Republican senator Patrick Toomey of Pennsylvania, a member of the oversight panel, has also called for that programme, known as the Municipal Liquidity Facility, or MLF, to be wound down.
“Economic data is coming with greater strength than many have forecast, and using this programme to do anything more than what it was intended to do — which was to provide temporary liquidity — would, in my view, be inconsistent with Congressional intent when it passed the Cares Act,” he said during a September hearing, referring to the March relief bill that provided the Fed with $454bn of equity from the Treasury.
Ian Katz, a policy analyst at Capital Alpha Partners, said: “The real question here is the politics. It’s unclear whether the outgoing White House wants to do this. They may feel like letting the Democrats figure it out.”
The Treasury did not respond to a request for comment.
$89.6bn
total amount currently deployed through Fed’s emergency facilities
Markets have rebounded vigorously in the months since the Fed announced the emergency facilities and other actions to prop up the economy, which included slashing interest rates to zero and pledging to buy an unlimited quantity of US government debt. US equities have soared to new heights and financial conditions are easier by some measures than they were before the pandemic.

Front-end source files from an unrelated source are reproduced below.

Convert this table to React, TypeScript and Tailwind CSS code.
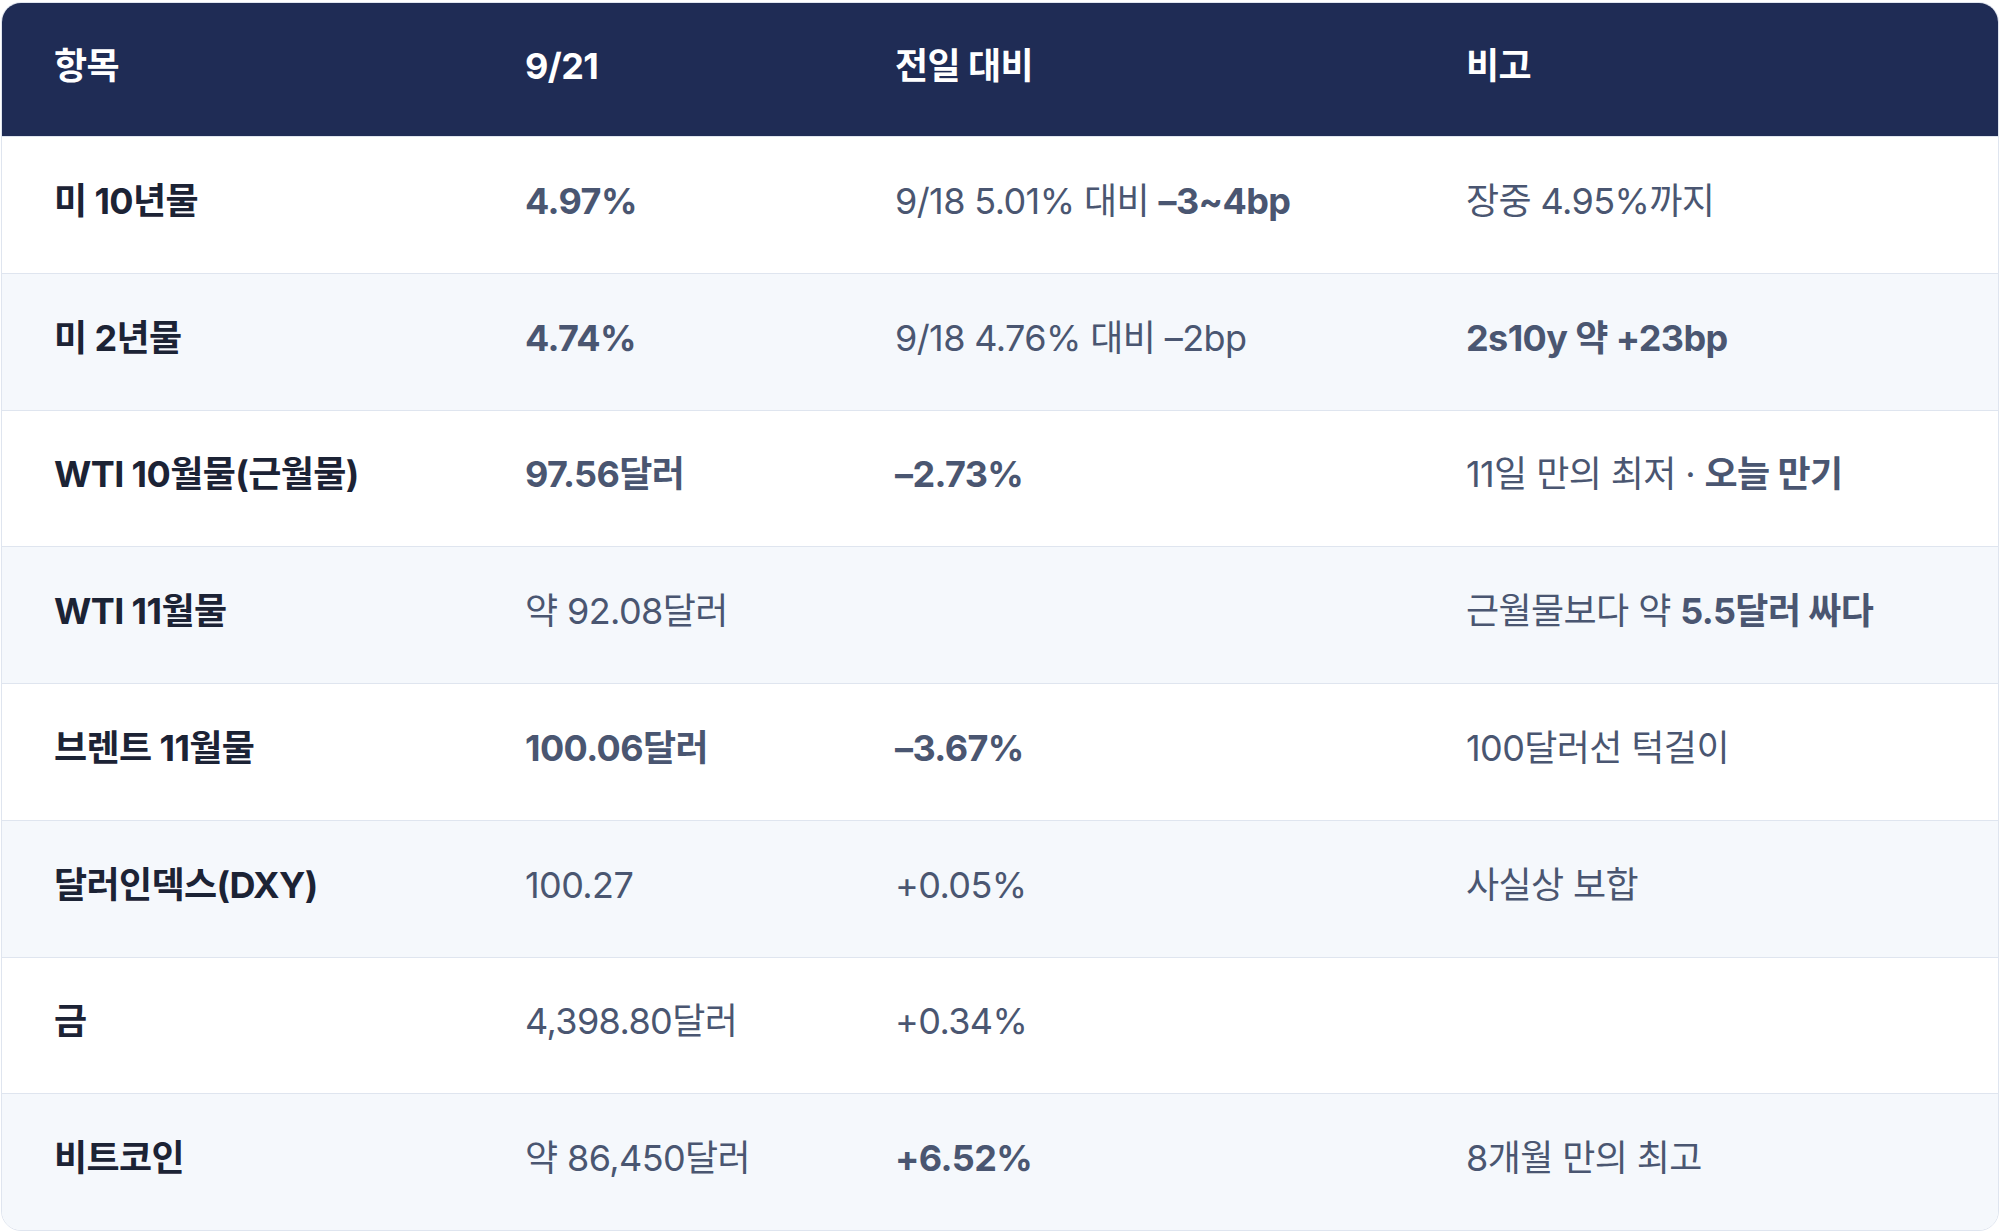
import React from "react";

type Seg = { t: string; b?: boolean };
type Row = { name: string; val: Seg[]; chg: Seg[]; note: Seg[] };

const rows: Row[] = [
  {
    name: "미 10년물",
    val: [{ t: "4.97%", b: true }],
    chg: [{ t: "9/18 5.01% 대비 " }, { t: "–3~4bp", b: true }],
    note: [{ t: "장중 4.95%까지" }],
  },
  {
    name: "미 2년물",
    val: [{ t: "4.74%", b: true }],
    chg: [{ t: "9/18 4.76% 대비 –2bp" }],
    note: [{ t: "2s10y 약 +23bp", b: true }],
  },
  {
    name: "WTI 10월물(근월물)",
    val: [{ t: "97.56달러", b: true }],
    chg: [{ t: "–2.73%", b: true }],
    note: [{ t: "11일 만의 최저 · " }, { t: "오늘 만기", b: true }],
  },
  {
    name: "WTI 11월물",
    val: [{ t: "약 92.08달러" }],
    chg: [],
    note: [{ t: "근월물보다 약 " }, { t: "5.5달러 싸다", b: true }],
  },
  {
    name: "브렌트 11월물",
    val: [{ t: "100.06달러", b: true }],
    chg: [{ t: "–3.67%", b: true }],
    note: [{ t: "100달러선 턱걸이" }],
  },
  {
    name: "달러인덱스(DXY)",
    val: [{ t: "100.27" }],
    chg: [{ t: "+0.05%" }],
    note: [{ t: "사실상 보합" }],
  },
  {
    name: "금",
    val: [{ t: "4,398.80달러" }],
    chg: [{ t: "+0.34%" }],
    note: [],
  },
  {
    name: "비트코인",
    val: [{ t: "약 86,450달러" }],
    chg: [{ t: "+6.52%", b: true }],
    note: [{ t: "8개월 만의 최고" }],
  },
];

function Segs({ segs }: { segs: Seg[] }) {
  return (
    <>
      {segs.map((s, i) => (
        <span key={i} className={s.b ? "font-bold" : "font-normal"}>
          {s.t}
        </span>
      ))}
    </>
  );
}

export default function App() {
  return (
    <div
      className="w-[2000px] h-[1232px] bg-white px-[1px] pt-[2px] pb-[1px]"
      style={{ fontFamily: 'Inter, "Noto Sans CJK KR", "Noto Sans", sans-serif' }}
    >
      <div className="h-full rounded-[20px] border border-[#dfe5ef] overflow-hidden flex flex-col">
        <div className="grid grid-cols-[469px_370px_571px_1fr] h-[133px] pb-[8px] bg-[#1f2c55] items-center text-white font-bold text-[36px] tracking-[-0.6px]">
          <div className="pl-[52px]">항목</div>
          <div className="pl-[54px]">9/21</div>
          <div className="pl-[54px]">전일 대비</div>
          <div className="pl-[54px]">비고</div>
        </div>
        {rows.map((r, i) => (
          <div
            key={i}
            className={`grid grid-cols-[469px_370px_571px_1fr] flex-1 pb-[8px] items-center border-t border-[#dfe5ef] text-[36px] tracking-[-0.6px] ${
              i % 2 === 1 ? "bg-[#f5f8fc]" : "bg-white"
            }`}
          >
            <div className="pl-[52px] font-bold text-[#1c2335]">{r.name}</div>
            <div className="pl-[54px] text-[#4a5671]">
              <Segs segs={r.val} />
            </div>
            <div className="pl-[54px] text-[#4a5671]">
              <Segs segs={r.chg} />
            </div>
            <div className="pl-[54px] text-[#4a5671]">
              <Segs segs={r.note} />
            </div>
          </div>
        ))}
      </div>
    </div>
  );
}
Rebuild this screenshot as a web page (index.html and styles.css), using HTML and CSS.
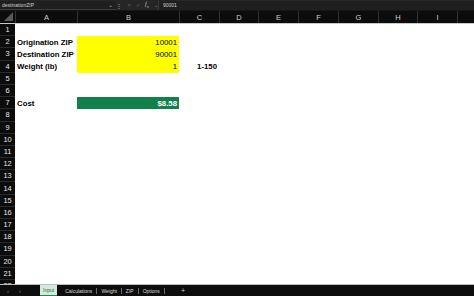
FILE: index.html
```html
<!DOCTYPE html>
<html>
<head>
<meta charset="utf-8">
<link rel="stylesheet" href="styles.css">
</head>
<body>
<div class="app">
  <div class="fbar">
    <div class="namebox"><span>destinationZIP</span><span class="dd">&#8964;</span></div>
    <div class="dots">&#8942;</div>
    <div class="ficons"><span class="dim">&#10005;</span><span class="dim">&#10003;</span><span class="fx"><i>f</i><sub>x</sub></span><span class="dd2">&#8964;</span></div>
    <div class="finput">90001</div>
  </div>
  <div class="sheet">
    <div class="hdr">
      <div class="corner"><svg width="9" height="9" viewBox="0 0 9 9"><polygon points="9,0 9,9 0,9" fill="#5a5a5a"/></svg></div>
      <div class="ch">A</div><div class="ch">B</div><div class="ch">C</div><div class="ch">D</div><div class="ch">E</div><div class="ch">F</div><div class="ch">G</div><div class="ch">H</div><div class="ch">I</div><div class="ch"></div>
    </div>
    <div class="rows">
      <div class="row"><div class="rh">1</div><div class="c"></div><div class="c"></div></div>
      <div class="row"><div class="rh">2</div><div class="c lbl">Origination ZIP</div><div class="c val yel">10001</div></div>
      <div class="row"><div class="rh">3</div><div class="c lbl">Destination ZIP</div><div class="c val yel">90001</div></div>
      <div class="row"><div class="rh">4</div><div class="c lbl">Weight (lb)</div><div class="c val yel">1</div><div class="c val rng">1-150</div></div>
      <div class="row"><div class="rh">5</div></div>
      <div class="row"><div class="rh">6</div></div>
      <div class="row"><div class="rh">7</div><div class="c lbl">Cost</div><div class="c val grn">$8.58</div></div>
      <div class="row"><div class="rh">8</div></div>
      <div class="row"><div class="rh">9</div></div>
      <div class="row"><div class="rh">10</div></div>
      <div class="row"><div class="rh">11</div></div>
      <div class="row"><div class="rh">12</div></div>
      <div class="row"><div class="rh">13</div></div>
      <div class="row"><div class="rh">14</div></div>
      <div class="row"><div class="rh">15</div></div>
      <div class="row"><div class="rh">16</div></div>
      <div class="row"><div class="rh">17</div></div>
      <div class="row"><div class="rh">18</div></div>
      <div class="row"><div class="rh">19</div></div>
      <div class="row"><div class="rh">20</div></div>
      <div class="row"><div class="rh">21</div></div>
      <div class="row"><div class="rh">22</div></div>
    </div>
  </div>
  <div class="tabs">
    <span class="nav">&#8249;</span><span class="nav">&#8250;</span>
    <span class="tab active">Input</span>
    <span class="tab">Calculations</span><span class="sep"></span>
    <span class="tab">Weight</span><span class="sep"></span>
    <span class="tab">ZIP</span><span class="sep"></span>
    <span class="tab">Options</span><span class="sep"></span>
    <span class="plus">+</span>
  </div>
</div>
</body>
</html>
```
FILE: styles.css
```css
* { box-sizing: border-box; }
html, body { margin: 0; padding: 0; }
body { width: 474px; height: 296px; overflow: hidden; background: #0f0f0f; font-family: "Liberation Sans", Arial, sans-serif; }
.app { display: flex; flex-direction: column; height: 296px; }

.fbar { height: 10px; background: #262626; display: flex; align-items: center; color: #cfcfcf; font-size: 5px; }
.namebox { width: 116px; height: 9px; display: flex; align-items: center; justify-content: space-between; padding: 0 3px 0 2px; background: #1f1f1f; border-bottom: 1px solid #3a3a3a; }
.namebox .dd { font-size: 6px; line-height: 4px; color: #aaa; }
.dots { width: 6px; text-align: center; color: #aaa; font-size: 6px; }
.ficons { display: flex; align-items: center; gap: 5px; padding-left: 5px; width: 36px; color: #cfcfcf; }
.ficons .dim { color: #5a5a5a; font-size: 5px; }
.ficons .fx { font-family: "Liberation Serif", serif; font-size: 6px; }
.ficons .fx sub { font-size: 4px; }
.ficons .dd2 { font-size: 5px; color: #888; line-height: 3px; }
.finput { flex: 1; height: 9px; padding-left: 4px; display: flex; align-items: center; background: #1f1f1f; border-left: 1px solid #3a3a3a; }

.sheet { flex: 1; display: flex; flex-direction: column; overflow: hidden; background: #ffffff; }
.hdr, .row { display: grid; grid-template-columns: 15px 62px 102px 40px 39px 40px 40px 40px 39px 40px 17px; }
.hdr { height: 14px; background: #0c0c0c; border-top: 1px solid #161616; border-bottom: 1px solid #c8c8c8; flex: none; }
.corner { display: flex; align-items: flex-end; justify-content: flex-end; padding: 0 2px 2px 0; }
.ch { color: #d0d0d0; font-size: 7.5px; display: flex; align-items: center; justify-content: center; border-left: 1px solid #333333; }

.rows { flex: 1; overflow: hidden; }
.row { height: 12.2px; overflow: hidden; }
.rh { background: #0c0c0c; color: #e6e6e6; font-size: 7.4px; display: flex; align-items: center; justify-content: center; border-bottom: 1px solid #2a2a2a; }
.c { font-size: 7.8px; color: #000; display: flex; align-items: center; padding: 0 2px; white-space: nowrap; }
.lbl { font-weight: bold; }
.val { justify-content: flex-end; }
.yel { background: #ffff00; }
.grn { background: #12804a; color: #ffffff; font-weight: bold; }
.rng { font-weight: bold; grid-column: 4; }

.tabs { height: 12px; background: #0d0d0d; border-top: 1px solid #bdbdbd; display: flex; align-items: center; color: #d8d8d8; font-size: 5px; flex: none; }
.nav { width: 12px; text-align: center; color: #8a8a8a; font-size: 6px; }
.nav:first-child { margin-left: 2px; }
.tab { padding: 0 4px; height: 11px; display: flex; align-items: center; }
.tab.active { margin-left: 14px; background: #d9e8dc; color: #1d6b3c; border-bottom: 1px solid #1d8a4a; padding: 0 3px; margin-right: 4px; }
.sep { width: 1px; height: 6px; background: #6a6a6a; }
.plus { margin-left: 16px; font-size: 7px; color: #cfcfcf; }
```
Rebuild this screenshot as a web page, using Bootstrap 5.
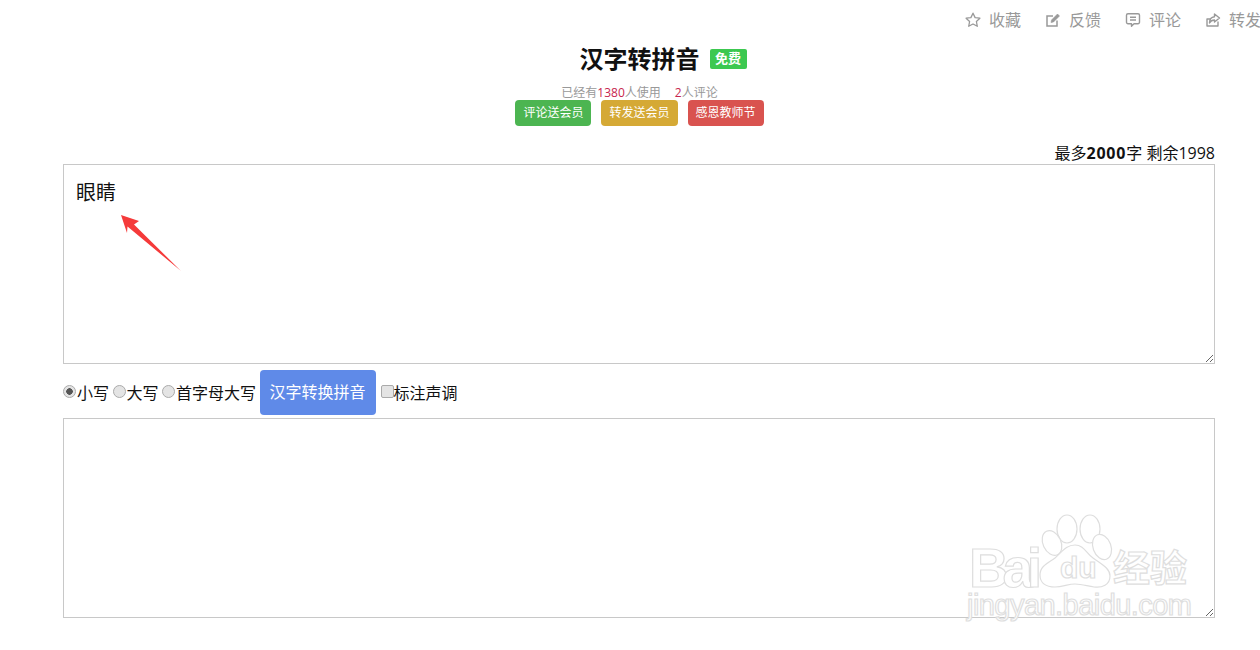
<!DOCTYPE html>
<html lang="zh">
<head>
<meta charset="utf-8">
<title>汉字转拼音</title>
<link href="https://cdn.jsdelivr.net/npm/bootstrap@5.3.0/dist/css/bootstrap.min.css" rel="stylesheet">
<style>
html,body{height:650px;overflow:hidden;background:#fff;}
body{font-family:"Open Sans","Noto Sans CJK SC","Liberation Sans",sans-serif;color:#111;font-size:16px;line-height:1.25;position:relative;}
.topbar{height:40px;padding-top:10px;gap:24px;color:#999;margin-right:-1px;}
.topitem{display:flex;align-items:center;gap:8px;height:20px;}
.topitem svg{width:16px;height:16px;flex:none;}
.titlerow{height:38px;margin-top:1px;gap:10px;padding-left:19px;}
.apptitle{font-size:24px;font-weight:700;line-height:38px;margin:-2px 0 0;color:#111;}
.freetag{background:#3cc850;color:#fff;font-size:13px;font-weight:700;line-height:19px;height:20px;width:37px;text-align:center;border-radius:2px;margin-top:-2px;margin-right:-47px;}
.statline{font-size:12px;color:#999;line-height:14px;margin-top:7px;gap:14px;padding-left:19px;}
.statline em{font-style:normal;color:#c7254e;}
.pillrow{gap:10px;padding-left:19px;}
.pillbtn{height:26px;font-size:12px;line-height:26px;padding:0 8px;border-radius:4px;color:#fff;}
.pill-g{background:#4cb551;}.pill-y{background:#d5a935;}.pill-r{background:#d9534f;}
.mainwrap{margin:0 45px 0 63px;}
.counter{line-height:18px;padding-top:18px;height:38px;text-align:right;}
.counter b{letter-spacing:.8px;}
.txtbox{display:block;width:100%;height:200px;border:1px solid #c8c8c8;border-radius:0;padding:14px 12px;font-size:20px;line-height:28px;color:#111;font-family:inherit;outline:0;}
.optrow{height:54px;padding-top:3px;}
.optrow label{display:flex;align-items:center;margin-right:3.5px;}
.optrow input{appearance:none;-webkit-appearance:none;width:13px;height:13px;margin:0 1px 2px 0;border:1px solid #aaa;background:#e4e4e4;flex:none;}
.optrow input[type=radio]{border-radius:50%;}
.optrow input[type=radio]:checked{background:radial-gradient(circle,#555 0 3px,#e4e4e4 3.5px);}
.optrow input[type=checkbox]{border-radius:2px;margin-right:0;}
.gobtn{background:#5f8ae8;color:#fff;height:45px;line-height:45px;padding:0 10px;border-radius:4px;margin-right:5px;}
.mark-overlay{position:absolute;left:0;top:0;pointer-events:none;}
.wm-big{font-family:"Liberation Sans",sans-serif;font-weight:700;}
.wm{fill:#fff;stroke:#dedede;stroke-width:1.2;}
.wm-cjk{font-family:"Noto Sans CJK SC",sans-serif;font-weight:700;}
</style>
</head>
<body>
<div class="topbar d-flex justify-content-end">
  <div class="topitem"><svg viewBox="0 0 16 16" fill="none" stroke="#999" stroke-width="1.3" stroke-linejoin="round"><path d="M8 1.2l2.1 4.4 4.8.6-3.5 3.3.9 4.8L8 12l-4.300 2.300.9-4.800L1.100 6.200l4.800-.6z"/></svg>收藏</div>
  <div class="topitem"><svg viewBox="0 0 16 16" fill="none" stroke="#999" stroke-width="1.500"><path d="M12 8.500V14H2V4h6"/><path d="M6 10.500l.5-2.500L12.500 2l2 2-6 6z" fill="#999" stroke-width=".6"/></svg>反馈</div>
  <div class="topitem"><svg viewBox="0 0 16 16" fill="none" stroke="#999" stroke-width="1.400" stroke-linejoin="round"><path d="M3 1.700h10a1.500 1.500 0 0 1 1.500 1.500v7a1.500 1.500 0 0 1-1.500 1.500H9l-2.500 2.500v-2.500H3a1.500 1.500 0 0 1-1.500-1.500v-7A1.500 1.500 0 0 1 3 1.700z"/><path d="M5 5.200h6M5 8h6"/></svg>评论</div>
  <div class="topitem"><svg viewBox="0 0 16 16" fill="none" stroke="#999" stroke-width="1.400" stroke-linejoin="round"><path d="M13 9.500V14H2V7h3"/><path d="M9.500 2l5 4-5 4V8C7 8 5.500 9 4.500 11c0-3.500 2-6 5-6.300z"/></svg>转发</div>
</div>

<div class="titlerow d-flex justify-content-center align-items-center">
  <h1 class="apptitle">汉字转拼音</h1>
  <span class="freetag">免费</span>
</div>
<div class="statline d-flex justify-content-center">
  <span>已经有<em>1380</em>人使用</span><span><em>2</em>人评论</span>
</div>
<div class="pillrow d-flex justify-content-center">
  <span class="pillbtn pill-g">评论送会员</span>
  <span class="pillbtn pill-y">转发送会员</span>
  <span class="pillbtn pill-r">感恩教师节</span>
</div>

<div class="mainwrap">
  <div class="counter">最多<b>2000</b>字 剩余1998</div>
  <textarea class="txtbox">眼睛</textarea>
  <div class="optrow d-flex align-items-center">
    <label><input type="radio" name="cs" checked>小写</label>
    <label><input type="radio" name="cs">大写</label>
    <label><input type="radio" name="cs">首字母大写</label>
    <span class="gobtn">汉字转换拼音</span>
    <label><input type="checkbox">标注声调</label>
  </div>
  <textarea class="txtbox"></textarea>
</div>

<svg class="mark-overlay" width="1260" height="650" viewBox="0 0 1260 650">
  <polygon points="121,215 139,221 134,224.500 181,271 127.500,226.500 127,233" fill="#f53a3a"/>
  <g class="wm">
    <ellipse cx="1067" cy="529" rx="10" ry="14"/>
    <ellipse cx="1090" cy="529" rx="10" ry="14"/>
    <ellipse cx="1052" cy="543" rx="9" ry="13" transform="rotate(-25 1052 543)"/>
    <ellipse cx="1102" cy="547" rx="9" ry="13" transform="rotate(-20 1102 547)"/>
    <path d="M1075 545c9 0 11 8 18 13 8 6 17 10 17 18 0 9-8 12-16 11-7-1-12-3-19-3s-12 3-20 3c-9 0-15-4-15-12 0-9 8-12 15-17 7-6 11-13 20-13z"/>
    <text class="wm-big" x="969" y="587" font-size="55" textLength="73">Bai</text>
    <text class="wm-big" x="1060" y="578" font-size="30">du</text>
    <text class="wm-cjk" x="1113" y="582" font-size="37">经验</text>
    <text x="967" y="615" font-size="29" font-family="Liberation Sans, sans-serif" textLength="225">jingyan.baidu.com</text>
  </g>
</svg>
</body>
</html>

As a result, only a fraction of the money earmarked for these facilities has so far been deployed. According to Financial Times calculations based on Fed data published last week, just $89.6bn of the central bank’s firepower is currently deployed. That is down from a peak of $107bn in July and represents roughly 3 per cent of the minimum $2.6tn the Fed said it would make available.
In a statement released earlier this month, the five members of the Congressional Oversight Commission expressed unanimous support for the Fed to cease buying corporate bonds, given the strength of the rebound. However, not all members subscribe to Mr Toomey’s view that the MLF — which has so far lent out only $1.7bn, or 0.3 per cent of its $500bn capacity — should be terminated, given mounting pressure on state and local government budgets.
“To end this facility voluntarily right now in arguably the height of the crisis would be indefensible,” said commission member Bharat Ramamurti, a former aide to Democratic senator Elizabeth Warren of Massachusetts.
“At this point, the only reason that the Treasury department would decide not to extend these facilities is that they purposely want to undermine the ability of the incoming Biden administration to handle this crisis,” Mr Ramamurti told the FT.
Investors have also made the case that the $600bn Main Street Lending Programme, which involves the Fed purchasing loans made by banks to small and medium-sized businesses, should be extended. Usage remained below $5bn as of last week.
Many market participants believe that, should the Fed and Treasury allow the facilities to lapse next month, Joe Biden, the US president-elect, is likely to quickly reinstate them after he takes office in January.
Still, the intervening period could prove rocky, underscoring what Mohamed El-Erian, president of Queens’ College at the University of Cambridge, calls the “lose-lose-lose situation” that central banks have found themselves in given how deeply they have already waded into financial markets.
“They lose if they try to exit, because they can cause financial instability and risk damage to the real economy. If they do more, they fuel excessive risk-taking. And they also lose keeping policy as is because of the divergence between the real economy and markets,” he said.